Pull every line holding the string "with" from the records below.
━━━ RECORDS SUPPLIED ━━━
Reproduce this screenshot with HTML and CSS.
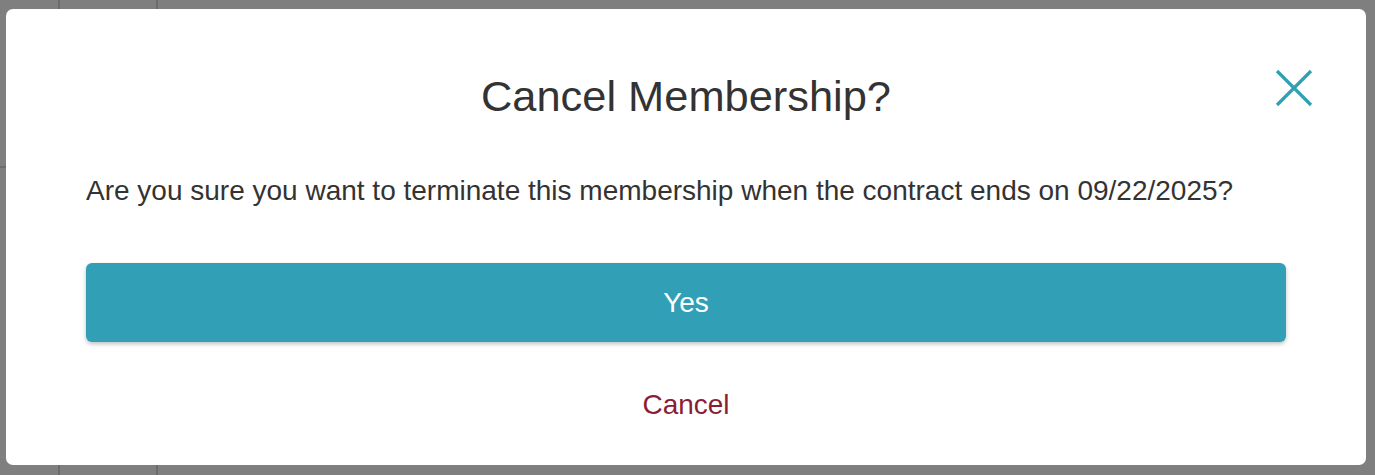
━━━
━━━ RECORDS SUPPLIED ━━━
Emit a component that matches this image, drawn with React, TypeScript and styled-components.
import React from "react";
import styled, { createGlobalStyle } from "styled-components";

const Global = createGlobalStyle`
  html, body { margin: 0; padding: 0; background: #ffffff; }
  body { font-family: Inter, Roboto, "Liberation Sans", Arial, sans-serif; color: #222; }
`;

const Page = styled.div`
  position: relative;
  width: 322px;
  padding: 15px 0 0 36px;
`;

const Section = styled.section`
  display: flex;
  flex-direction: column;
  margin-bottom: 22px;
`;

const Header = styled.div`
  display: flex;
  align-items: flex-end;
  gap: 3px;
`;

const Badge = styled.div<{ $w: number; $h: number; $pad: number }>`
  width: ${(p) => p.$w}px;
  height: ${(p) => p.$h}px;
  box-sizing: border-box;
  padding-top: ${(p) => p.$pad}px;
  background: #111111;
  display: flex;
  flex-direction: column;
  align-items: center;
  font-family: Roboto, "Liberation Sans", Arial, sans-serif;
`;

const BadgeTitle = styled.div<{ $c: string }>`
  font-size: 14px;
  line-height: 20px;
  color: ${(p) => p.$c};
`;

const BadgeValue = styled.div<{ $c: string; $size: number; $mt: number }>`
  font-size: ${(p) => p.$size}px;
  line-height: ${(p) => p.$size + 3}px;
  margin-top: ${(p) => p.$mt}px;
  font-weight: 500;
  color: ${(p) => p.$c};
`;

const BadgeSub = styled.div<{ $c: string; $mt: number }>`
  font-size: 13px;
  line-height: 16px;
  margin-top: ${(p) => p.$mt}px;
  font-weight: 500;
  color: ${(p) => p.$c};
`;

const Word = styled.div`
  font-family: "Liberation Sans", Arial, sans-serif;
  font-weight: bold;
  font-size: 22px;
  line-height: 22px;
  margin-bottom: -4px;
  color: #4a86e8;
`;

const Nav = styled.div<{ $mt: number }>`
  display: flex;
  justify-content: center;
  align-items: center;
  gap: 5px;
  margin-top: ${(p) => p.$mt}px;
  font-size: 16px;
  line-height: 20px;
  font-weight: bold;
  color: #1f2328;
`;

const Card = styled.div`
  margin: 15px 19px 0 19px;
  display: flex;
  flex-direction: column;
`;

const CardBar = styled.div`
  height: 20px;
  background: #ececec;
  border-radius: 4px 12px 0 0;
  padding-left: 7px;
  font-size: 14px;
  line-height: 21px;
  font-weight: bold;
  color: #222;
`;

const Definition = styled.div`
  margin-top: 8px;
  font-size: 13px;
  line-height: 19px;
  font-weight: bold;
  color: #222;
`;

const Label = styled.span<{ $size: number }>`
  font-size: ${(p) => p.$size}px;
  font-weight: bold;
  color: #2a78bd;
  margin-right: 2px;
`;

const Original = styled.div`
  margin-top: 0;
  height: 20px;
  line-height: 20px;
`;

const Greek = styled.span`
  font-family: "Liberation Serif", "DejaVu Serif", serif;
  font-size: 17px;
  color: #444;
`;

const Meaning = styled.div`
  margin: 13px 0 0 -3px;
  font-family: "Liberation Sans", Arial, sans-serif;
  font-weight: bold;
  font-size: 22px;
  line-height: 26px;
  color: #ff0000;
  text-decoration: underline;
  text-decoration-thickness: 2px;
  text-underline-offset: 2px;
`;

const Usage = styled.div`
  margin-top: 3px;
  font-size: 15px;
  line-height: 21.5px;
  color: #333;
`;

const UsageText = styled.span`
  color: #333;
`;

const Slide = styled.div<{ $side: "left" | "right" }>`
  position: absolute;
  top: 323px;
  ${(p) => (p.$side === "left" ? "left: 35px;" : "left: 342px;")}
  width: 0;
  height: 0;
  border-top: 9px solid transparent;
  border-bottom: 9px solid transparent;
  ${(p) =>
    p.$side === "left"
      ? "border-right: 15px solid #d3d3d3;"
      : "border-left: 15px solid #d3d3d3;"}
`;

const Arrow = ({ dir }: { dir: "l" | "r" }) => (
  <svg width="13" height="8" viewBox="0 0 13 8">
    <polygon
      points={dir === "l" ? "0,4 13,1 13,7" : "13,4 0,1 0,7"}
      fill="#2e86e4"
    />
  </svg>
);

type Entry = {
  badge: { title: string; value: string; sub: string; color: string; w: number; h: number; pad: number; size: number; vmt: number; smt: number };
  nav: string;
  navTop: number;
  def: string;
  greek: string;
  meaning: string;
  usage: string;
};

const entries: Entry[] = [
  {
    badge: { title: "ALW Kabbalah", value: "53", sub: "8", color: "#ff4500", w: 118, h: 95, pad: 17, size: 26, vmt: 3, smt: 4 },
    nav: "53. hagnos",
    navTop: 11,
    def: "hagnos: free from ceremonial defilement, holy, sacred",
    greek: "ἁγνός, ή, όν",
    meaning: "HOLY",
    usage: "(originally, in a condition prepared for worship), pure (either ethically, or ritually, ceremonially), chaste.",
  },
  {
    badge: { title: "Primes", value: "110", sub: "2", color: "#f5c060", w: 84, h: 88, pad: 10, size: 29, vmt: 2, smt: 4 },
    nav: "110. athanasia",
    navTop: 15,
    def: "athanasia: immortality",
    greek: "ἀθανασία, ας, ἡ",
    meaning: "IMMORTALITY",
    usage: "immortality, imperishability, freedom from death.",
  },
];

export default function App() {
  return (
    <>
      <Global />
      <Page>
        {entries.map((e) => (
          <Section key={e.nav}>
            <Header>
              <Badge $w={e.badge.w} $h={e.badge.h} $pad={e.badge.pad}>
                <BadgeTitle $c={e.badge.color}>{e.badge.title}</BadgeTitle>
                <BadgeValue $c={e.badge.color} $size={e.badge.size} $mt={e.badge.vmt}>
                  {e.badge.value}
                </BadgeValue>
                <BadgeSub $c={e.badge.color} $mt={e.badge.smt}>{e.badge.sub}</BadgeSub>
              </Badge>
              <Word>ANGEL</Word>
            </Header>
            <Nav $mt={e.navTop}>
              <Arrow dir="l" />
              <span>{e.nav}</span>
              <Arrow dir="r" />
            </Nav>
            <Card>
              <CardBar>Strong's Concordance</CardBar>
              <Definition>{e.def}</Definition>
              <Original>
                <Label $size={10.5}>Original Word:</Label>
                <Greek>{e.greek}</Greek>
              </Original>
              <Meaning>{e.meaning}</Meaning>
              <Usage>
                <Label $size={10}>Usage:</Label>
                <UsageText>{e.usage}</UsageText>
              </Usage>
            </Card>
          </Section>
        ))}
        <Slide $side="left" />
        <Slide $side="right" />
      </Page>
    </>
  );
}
━━━
### OUTPUT OF THE EXERCISE
Reproduce this screenshot with HTML and CSS.
Emit a component that matches this image, drawn with React, TypeScript and styled-components.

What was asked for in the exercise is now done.